— BEGIN —
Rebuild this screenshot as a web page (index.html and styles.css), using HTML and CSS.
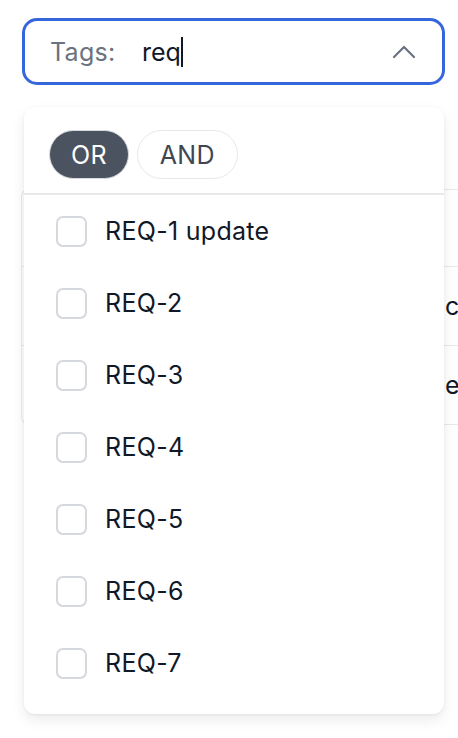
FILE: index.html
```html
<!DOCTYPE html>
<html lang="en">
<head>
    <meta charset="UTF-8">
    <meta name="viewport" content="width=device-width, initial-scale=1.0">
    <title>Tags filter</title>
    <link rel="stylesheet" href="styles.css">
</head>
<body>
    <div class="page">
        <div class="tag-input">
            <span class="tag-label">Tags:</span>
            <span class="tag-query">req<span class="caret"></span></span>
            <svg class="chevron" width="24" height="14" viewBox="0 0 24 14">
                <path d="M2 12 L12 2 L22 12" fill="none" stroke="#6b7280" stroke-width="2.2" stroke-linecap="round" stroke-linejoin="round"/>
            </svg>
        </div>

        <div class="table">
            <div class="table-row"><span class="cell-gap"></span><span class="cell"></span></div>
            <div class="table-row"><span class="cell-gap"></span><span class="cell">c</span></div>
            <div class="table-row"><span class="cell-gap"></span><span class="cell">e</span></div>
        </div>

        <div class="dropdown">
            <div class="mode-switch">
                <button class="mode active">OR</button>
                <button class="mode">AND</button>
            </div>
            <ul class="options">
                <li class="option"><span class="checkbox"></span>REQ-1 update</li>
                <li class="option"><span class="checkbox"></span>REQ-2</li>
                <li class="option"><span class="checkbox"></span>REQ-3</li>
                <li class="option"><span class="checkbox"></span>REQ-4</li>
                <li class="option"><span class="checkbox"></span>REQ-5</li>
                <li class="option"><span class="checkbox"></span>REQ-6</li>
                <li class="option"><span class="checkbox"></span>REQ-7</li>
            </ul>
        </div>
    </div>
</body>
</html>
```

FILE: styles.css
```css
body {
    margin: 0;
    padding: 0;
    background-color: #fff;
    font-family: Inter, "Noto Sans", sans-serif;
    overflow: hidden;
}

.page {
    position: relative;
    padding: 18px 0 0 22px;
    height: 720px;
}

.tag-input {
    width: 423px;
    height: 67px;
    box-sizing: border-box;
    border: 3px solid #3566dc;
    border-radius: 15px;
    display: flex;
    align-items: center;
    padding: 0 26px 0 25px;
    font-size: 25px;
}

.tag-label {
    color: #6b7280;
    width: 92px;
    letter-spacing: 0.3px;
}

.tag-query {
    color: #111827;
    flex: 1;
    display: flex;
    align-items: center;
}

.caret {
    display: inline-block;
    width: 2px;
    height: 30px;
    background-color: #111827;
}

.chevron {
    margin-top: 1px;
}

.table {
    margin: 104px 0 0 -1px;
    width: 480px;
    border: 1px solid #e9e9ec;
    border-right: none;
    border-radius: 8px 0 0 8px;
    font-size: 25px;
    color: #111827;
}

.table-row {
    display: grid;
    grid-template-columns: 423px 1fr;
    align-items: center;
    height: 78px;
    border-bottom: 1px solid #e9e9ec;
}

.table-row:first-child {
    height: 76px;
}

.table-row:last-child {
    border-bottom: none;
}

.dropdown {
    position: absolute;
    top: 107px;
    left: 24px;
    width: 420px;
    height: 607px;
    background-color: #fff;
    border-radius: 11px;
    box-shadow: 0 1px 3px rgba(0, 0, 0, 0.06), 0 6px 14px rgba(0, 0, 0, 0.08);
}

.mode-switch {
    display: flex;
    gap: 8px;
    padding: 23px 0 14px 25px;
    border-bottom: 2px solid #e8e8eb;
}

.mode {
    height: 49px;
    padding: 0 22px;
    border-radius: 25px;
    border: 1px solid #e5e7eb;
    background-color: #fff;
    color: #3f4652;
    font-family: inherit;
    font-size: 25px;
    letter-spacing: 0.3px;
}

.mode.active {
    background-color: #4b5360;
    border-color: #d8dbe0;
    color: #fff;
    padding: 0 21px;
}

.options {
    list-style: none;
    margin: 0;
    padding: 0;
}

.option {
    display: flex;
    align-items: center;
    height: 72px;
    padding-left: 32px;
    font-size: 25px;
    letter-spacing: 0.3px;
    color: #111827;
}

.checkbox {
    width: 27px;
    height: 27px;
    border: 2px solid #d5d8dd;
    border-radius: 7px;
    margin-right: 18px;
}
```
— END —
Requirements:
From the listing above, copy every line that includes the word "page".

Response:
Rebuild this screenshot as a web page (index.html and styles.css), using HTML and CSS.
    <div class="page">
.page {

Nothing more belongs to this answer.